==== INFORMATION PROVIDED ====

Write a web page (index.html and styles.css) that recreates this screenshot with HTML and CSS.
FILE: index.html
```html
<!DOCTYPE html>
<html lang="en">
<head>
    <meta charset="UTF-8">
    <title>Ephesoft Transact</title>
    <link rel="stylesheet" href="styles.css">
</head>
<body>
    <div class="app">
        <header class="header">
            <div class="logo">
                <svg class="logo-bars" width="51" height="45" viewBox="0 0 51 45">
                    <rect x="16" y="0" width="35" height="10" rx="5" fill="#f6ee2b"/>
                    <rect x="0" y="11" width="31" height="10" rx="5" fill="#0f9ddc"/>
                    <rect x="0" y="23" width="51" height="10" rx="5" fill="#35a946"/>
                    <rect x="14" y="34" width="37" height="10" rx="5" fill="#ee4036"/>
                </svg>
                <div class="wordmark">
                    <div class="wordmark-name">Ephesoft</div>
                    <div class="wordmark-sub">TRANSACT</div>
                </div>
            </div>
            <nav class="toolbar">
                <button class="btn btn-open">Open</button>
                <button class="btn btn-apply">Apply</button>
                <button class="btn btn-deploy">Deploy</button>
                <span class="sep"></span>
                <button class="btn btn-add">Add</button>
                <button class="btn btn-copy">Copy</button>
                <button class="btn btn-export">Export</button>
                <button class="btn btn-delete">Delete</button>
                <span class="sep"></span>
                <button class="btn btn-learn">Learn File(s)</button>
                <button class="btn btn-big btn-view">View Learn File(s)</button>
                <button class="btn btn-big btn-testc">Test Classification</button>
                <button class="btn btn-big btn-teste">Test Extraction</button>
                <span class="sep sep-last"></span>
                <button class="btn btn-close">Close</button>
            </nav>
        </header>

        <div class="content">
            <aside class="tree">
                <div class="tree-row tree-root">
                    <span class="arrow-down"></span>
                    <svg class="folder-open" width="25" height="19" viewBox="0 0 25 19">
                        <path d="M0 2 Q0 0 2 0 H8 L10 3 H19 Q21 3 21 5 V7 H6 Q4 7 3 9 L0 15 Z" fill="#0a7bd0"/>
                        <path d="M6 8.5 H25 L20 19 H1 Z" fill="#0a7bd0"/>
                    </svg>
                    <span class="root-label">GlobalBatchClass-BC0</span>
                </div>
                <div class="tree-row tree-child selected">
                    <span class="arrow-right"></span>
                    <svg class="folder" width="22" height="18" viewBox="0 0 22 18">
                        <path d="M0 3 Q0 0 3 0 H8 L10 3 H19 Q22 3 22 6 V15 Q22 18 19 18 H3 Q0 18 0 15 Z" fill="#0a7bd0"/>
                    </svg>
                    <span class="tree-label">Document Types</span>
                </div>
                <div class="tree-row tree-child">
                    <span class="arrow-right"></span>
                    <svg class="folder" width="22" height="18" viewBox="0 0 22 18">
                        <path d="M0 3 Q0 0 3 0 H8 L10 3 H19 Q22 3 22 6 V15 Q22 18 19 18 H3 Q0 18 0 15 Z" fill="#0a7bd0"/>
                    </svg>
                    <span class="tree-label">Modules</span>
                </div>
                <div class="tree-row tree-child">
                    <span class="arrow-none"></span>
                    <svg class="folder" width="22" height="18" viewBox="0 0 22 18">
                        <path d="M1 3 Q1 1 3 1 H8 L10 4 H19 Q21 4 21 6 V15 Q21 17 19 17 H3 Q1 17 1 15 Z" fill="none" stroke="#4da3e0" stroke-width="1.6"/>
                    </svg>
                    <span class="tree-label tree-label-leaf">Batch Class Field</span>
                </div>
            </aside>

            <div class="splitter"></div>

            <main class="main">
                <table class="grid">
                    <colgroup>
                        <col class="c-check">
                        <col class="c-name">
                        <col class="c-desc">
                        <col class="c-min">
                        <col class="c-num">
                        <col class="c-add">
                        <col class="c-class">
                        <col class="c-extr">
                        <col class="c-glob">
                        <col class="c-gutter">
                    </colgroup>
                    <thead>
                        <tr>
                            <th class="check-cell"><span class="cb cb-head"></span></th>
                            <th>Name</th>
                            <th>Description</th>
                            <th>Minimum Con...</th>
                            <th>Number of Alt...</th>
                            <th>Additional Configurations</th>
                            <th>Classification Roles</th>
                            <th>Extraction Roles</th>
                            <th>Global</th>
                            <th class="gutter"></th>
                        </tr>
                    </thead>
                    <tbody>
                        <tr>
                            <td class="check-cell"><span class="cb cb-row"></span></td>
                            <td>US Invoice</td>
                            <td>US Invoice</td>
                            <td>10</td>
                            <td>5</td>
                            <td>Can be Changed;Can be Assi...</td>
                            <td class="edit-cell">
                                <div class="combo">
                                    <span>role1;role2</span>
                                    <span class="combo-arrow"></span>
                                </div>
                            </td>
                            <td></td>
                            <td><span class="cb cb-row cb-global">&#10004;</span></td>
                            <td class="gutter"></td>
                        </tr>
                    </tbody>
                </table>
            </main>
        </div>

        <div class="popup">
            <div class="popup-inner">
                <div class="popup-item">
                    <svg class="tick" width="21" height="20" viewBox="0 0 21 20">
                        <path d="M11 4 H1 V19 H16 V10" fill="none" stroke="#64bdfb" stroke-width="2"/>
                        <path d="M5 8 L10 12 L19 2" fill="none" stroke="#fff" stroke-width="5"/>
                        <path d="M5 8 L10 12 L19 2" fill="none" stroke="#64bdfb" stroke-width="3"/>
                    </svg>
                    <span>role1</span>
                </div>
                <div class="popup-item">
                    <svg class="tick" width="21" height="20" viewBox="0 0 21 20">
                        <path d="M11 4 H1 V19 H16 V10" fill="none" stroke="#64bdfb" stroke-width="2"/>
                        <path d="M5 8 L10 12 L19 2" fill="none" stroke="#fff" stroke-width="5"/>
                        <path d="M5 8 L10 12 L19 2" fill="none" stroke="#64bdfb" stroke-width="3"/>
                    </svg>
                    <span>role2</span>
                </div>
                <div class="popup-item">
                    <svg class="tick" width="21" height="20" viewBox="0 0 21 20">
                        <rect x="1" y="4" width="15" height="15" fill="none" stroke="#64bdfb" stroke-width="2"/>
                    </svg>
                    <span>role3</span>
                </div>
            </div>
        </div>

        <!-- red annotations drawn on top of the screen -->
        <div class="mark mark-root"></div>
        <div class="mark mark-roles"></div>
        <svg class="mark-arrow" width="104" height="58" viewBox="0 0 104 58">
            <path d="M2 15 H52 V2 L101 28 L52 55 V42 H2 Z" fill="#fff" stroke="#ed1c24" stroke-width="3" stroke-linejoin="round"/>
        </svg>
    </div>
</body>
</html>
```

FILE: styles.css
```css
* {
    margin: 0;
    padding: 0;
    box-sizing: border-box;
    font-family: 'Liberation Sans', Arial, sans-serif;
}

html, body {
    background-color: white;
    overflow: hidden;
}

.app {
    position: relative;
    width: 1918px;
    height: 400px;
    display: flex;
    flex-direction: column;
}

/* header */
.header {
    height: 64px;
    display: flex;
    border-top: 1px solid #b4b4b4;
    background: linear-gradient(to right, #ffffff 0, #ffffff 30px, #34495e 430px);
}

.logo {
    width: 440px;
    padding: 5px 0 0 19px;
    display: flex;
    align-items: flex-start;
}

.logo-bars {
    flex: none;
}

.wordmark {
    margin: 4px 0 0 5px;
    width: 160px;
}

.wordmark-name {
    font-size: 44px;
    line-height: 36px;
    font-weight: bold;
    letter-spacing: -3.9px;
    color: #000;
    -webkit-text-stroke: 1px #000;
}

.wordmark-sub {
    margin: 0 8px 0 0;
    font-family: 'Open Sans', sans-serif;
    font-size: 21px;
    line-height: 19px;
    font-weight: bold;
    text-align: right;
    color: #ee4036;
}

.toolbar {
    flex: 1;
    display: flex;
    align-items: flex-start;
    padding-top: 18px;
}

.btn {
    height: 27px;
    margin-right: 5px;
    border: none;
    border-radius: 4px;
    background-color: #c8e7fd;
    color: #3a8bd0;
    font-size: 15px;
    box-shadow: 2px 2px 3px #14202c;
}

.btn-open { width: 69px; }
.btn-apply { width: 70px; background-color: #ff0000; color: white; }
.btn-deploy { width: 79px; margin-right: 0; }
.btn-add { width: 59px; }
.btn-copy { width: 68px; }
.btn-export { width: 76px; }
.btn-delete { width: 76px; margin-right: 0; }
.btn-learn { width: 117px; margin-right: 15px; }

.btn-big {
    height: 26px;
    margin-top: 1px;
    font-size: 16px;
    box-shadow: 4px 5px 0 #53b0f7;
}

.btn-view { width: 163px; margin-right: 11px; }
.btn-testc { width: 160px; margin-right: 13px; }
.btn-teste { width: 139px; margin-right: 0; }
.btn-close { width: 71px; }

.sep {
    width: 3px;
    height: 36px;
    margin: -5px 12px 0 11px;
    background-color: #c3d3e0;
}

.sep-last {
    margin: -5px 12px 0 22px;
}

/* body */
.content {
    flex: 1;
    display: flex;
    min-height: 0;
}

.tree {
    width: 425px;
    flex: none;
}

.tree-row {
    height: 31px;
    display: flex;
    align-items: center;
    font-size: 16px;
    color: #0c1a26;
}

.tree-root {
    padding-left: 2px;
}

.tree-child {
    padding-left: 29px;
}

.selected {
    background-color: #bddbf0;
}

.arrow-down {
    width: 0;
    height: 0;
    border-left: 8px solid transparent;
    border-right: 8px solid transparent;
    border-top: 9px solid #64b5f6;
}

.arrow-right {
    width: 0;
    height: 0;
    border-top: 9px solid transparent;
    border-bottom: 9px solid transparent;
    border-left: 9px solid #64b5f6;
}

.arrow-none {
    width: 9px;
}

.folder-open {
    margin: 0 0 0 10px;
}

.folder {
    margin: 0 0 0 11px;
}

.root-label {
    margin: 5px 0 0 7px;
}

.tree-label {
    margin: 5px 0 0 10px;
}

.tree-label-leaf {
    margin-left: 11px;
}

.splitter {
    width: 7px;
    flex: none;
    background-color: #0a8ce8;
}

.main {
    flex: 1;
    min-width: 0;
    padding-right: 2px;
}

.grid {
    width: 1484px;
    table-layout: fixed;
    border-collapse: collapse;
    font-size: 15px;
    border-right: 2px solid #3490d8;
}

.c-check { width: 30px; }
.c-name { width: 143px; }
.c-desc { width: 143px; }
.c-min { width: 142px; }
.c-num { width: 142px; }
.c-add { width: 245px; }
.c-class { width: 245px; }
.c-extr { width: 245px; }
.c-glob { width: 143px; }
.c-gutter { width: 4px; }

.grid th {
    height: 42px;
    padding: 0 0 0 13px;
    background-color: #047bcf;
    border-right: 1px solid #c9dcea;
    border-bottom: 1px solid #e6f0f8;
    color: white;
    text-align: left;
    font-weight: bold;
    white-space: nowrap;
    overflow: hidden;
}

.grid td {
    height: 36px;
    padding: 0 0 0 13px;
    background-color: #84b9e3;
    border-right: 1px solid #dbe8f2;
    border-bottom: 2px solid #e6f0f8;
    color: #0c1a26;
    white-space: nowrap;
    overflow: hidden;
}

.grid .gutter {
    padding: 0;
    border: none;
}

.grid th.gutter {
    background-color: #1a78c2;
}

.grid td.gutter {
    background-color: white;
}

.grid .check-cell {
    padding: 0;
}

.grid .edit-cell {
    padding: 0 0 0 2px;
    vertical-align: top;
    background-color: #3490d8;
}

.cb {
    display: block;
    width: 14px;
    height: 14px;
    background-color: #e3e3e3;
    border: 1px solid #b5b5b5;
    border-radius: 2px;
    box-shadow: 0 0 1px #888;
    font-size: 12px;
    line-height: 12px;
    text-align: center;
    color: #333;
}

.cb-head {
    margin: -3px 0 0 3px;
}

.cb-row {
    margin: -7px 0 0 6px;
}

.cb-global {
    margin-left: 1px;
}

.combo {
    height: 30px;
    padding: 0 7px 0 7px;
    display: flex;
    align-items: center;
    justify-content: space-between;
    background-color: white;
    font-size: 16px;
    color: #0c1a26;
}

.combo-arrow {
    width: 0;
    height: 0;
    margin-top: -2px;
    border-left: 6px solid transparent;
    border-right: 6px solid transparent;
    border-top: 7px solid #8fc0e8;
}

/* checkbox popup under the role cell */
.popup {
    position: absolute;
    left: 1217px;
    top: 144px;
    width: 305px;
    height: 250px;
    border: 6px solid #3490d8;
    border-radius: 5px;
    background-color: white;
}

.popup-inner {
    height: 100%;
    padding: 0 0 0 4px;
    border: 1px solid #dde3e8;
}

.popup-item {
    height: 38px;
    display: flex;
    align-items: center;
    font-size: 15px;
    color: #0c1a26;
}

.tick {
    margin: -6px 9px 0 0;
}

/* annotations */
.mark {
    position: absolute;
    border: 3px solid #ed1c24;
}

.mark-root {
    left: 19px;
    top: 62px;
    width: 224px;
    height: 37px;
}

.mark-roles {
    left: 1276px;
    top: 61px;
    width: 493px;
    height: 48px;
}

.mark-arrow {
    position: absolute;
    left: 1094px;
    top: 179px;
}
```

====

Using the material above, report each line where "index" occurs.

SOLUTION FOR THIS PROBLEM –
Write a web page (index.html and styles.css) that recreates this screenshot with HTML and CSS.
FILE: index.html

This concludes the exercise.